When the GOP-led panel narrowly added the provision to its fiscal 2014 defense policy bill (HR 1960) last week, it was the Democrat’s sole success during the markup.

Nonetheless, Rep. Paul Broun, R-Ga., submitted an amendment to strip away the language when the House takes up the measure this week.

A similar provision is also being included in the draft Senate Armed Services version of the bill. According to a draft summary, the bill would direct the Pentagon to reduce the separate development and fielding of service-specific combat and camouflage utility uniforms, and eventually push the military to return to the same combat uniform.

It may not be big money in the context of a more than $600 billion defense bill — Enyart said all four services could ultimately save a total of $250 million by going to one combat uniform — but for the textile companies that make the uniforms, it’s big business, one senior congressional aide noted.

Service Pride

Some outside experts and former generals insist, however, that the symbolism of reining in potentially wasteful spending is outweighed by something more important — the boost to pride and morale generated by distinctive uniforms.

Retired Marine Corps Maj. Gen. Arnold Punaro, a respected budget hawk, said he would give Enyart and Duckworth “old Maggie’s drawers,” a reference to a red flag that is waved on a Marine Corps firing range when a target is missed entirely.

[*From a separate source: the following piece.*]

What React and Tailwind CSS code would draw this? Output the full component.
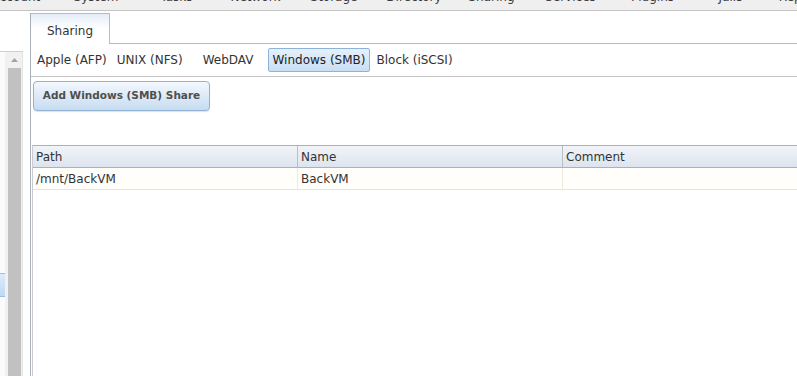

“The House Armed Services Committee has ignored several ticking time bombs that are degrading our combat readiness in our military every day,” Punaro said. “My bigger point is not because I’m a Marine and I’m a general. I’ve been around this issue a long time. The fact that the House Armed Services Committee would ignore, unbelievably, the problems that are causing us to have less combat capability and focus on something that has zero to do with combat capability is just amazing.”

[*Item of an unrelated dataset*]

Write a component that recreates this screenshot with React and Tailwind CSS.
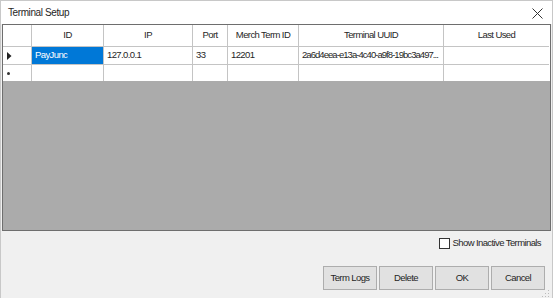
export default function App() {
  const cols = [29, 72, 89, 35, 71, 145, 105];
  const headers = ["", "ID", "IP", "Port", "Merch Term ID", "Terminal UUID", "Last Used"];
  const row1 = ["PayJunc", "127.0.0.1", "33", "12201", "2a6d4eea-e13a-4c40-a9f8-19bc3a497...", ""];
  const tmpl = { gridTemplateColumns: cols.map((c) => c + "px").join(" ") };
  return (
    <div
      className="w-[553px] h-[298px] bg-[#f0f0f0] border-t border-l border-r border-[#c8c8c8] flex flex-col text-[9.5px] tracking-[-0.6px] text-[#262626] overflow-hidden"
      style={{ fontFamily: '"Liberation Sans", Arial, sans-serif' }}
    >
      <div className="h-[23px] bg-white flex items-center justify-between pl-[7px] pr-[9px] shrink-0">
        <span className="text-[10px] tracking-[-0.4px]">Terminal Setup</span>
        <svg width="11" height="11" viewBox="0 0 11 11" className="mt-[1px]">
          <path d="M0.5 0.5 L10.5 10.5 M10.5 0.5 L0.5 10.5" stroke="#333" strokeWidth="1" />
        </svg>
      </div>
      <div className="ml-[1px] w-[549px] h-[207px] border border-[#6e6e6e] bg-[#ababab] shrink-0">
        <div className="grid bg-white h-[22px]" style={tmpl}>
          {headers.map((h, i) => (
            <div
              key={i}
              className="flex items-center justify-center border-r border-b border-[#c4c4c4] last:border-r-0"
            >
              {h}
            </div>
          ))}
        </div>
        <div className="grid bg-white h-[18px]" style={tmpl}>
          <div className="flex items-center pl-[4px] border-r border-b border-[#c4c4c4]">
            <svg width="5" height="8" viewBox="0 0 5 8">
              <path d="M0 0 L4.5 4 L0 8 Z" fill="#222" />
            </svg>
          </div>
          {row1.map((v, i) => (
            <div
              key={i}
              className={
                "flex items-center pl-[3px] border-r border-b border-[#c4c4c4] last:border-r-0 whitespace-nowrap overflow-hidden " +
                (i === 0 ? "bg-[#0078d7] text-white" : "") +
                (i === 4 ? " tracking-[-0.95px]" : "")
              }
            >
              {v}
            </div>
          ))}
        </div>
        <div className="grid bg-white h-[16px]" style={tmpl}>
          <div className="flex items-center pl-[4px] border-r border-[#c4c4c4]">
            <div className="w-[3px] h-[3px] rounded-full bg-[#333]" />
          </div>
          {row1.map((v, i) => (
            <div key={i} className="border-r border-[#c4c4c4] last:border-r-0" />
          ))}
        </div>
      </div>
      <div className="flex justify-end items-center h-[24px] pr-[11px] shrink-0">
        <div className="w-[11px] h-[11px] border border-[#333] bg-white mr-[3px]" />
        <span>Show Inactive Terminals</span>
      </div>
      <div className="flex justify-end gap-[2px] pr-[7px] mt-[11px] shrink-0">
        {["Term Logs", "Delete", "OK", "Cancel"].map((b) => (
          <div
            key={b}
            className="w-[54px] h-[24px] bg-[#e1e1e1] border border-[#adadad] flex items-center justify-center"
          >
            {b}
          </div>
        ))}
      </div>
      <div className="flex-1 flex justify-end items-end pr-[2px] pb-[1px]">
        <svg width="8" height="8" viewBox="0 0 8 8">
          <rect x="6" y="0" width="1" height="1" fill="#bbb" />
          <rect x="3" y="3" width="1" height="1" fill="#bbb" />
          <rect x="6" y="3" width="1" height="1" fill="#bbb" />
          <rect x="0" y="6" width="1" height="1" fill="#bbb" />
          <rect x="3" y="6" width="1" height="1" fill="#bbb" />
          <rect x="6" y="6" width="1" height="1" fill="#bbb" />
        </svg>
      </div>
      <div className="h-[1px] bg-[#c8c8c8] shrink-0" />
    </div>
  );
}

Punaro complained that the fiscal 2013 sequester is undermining military readiness, and now the committee has chosen to ignore congressionally mandated defense spending limits that could lead to the military facing yet another course of across-the-board cuts of about $52 billion.

He asked where the panel was when the services were expanding from two combat camouflage uniforms to 10.

“If they were so concerned about these uniforms, where were they when these services designed the individual uniforms?” he asked. “It’s like the ship is sunk and three years later we want to row the captain to where the ship sunk and sink him with the ship.”

Enyart, however, defended his efforts. He said he supported a Democratic amendment that would have given the military $20 billion in transfer authority within its budget to help it limit the effects of the sequester. Those efforts were beaten back by the GOP majority.

“It just gave the authority to be flexible, which is what I have heard the generals, the four stars and the service secretaries ask for,” he said. “And I supported that, I voted for it. I thought it was the right thing to do.”

Duckworth said poorly spent money at any level should be addressed.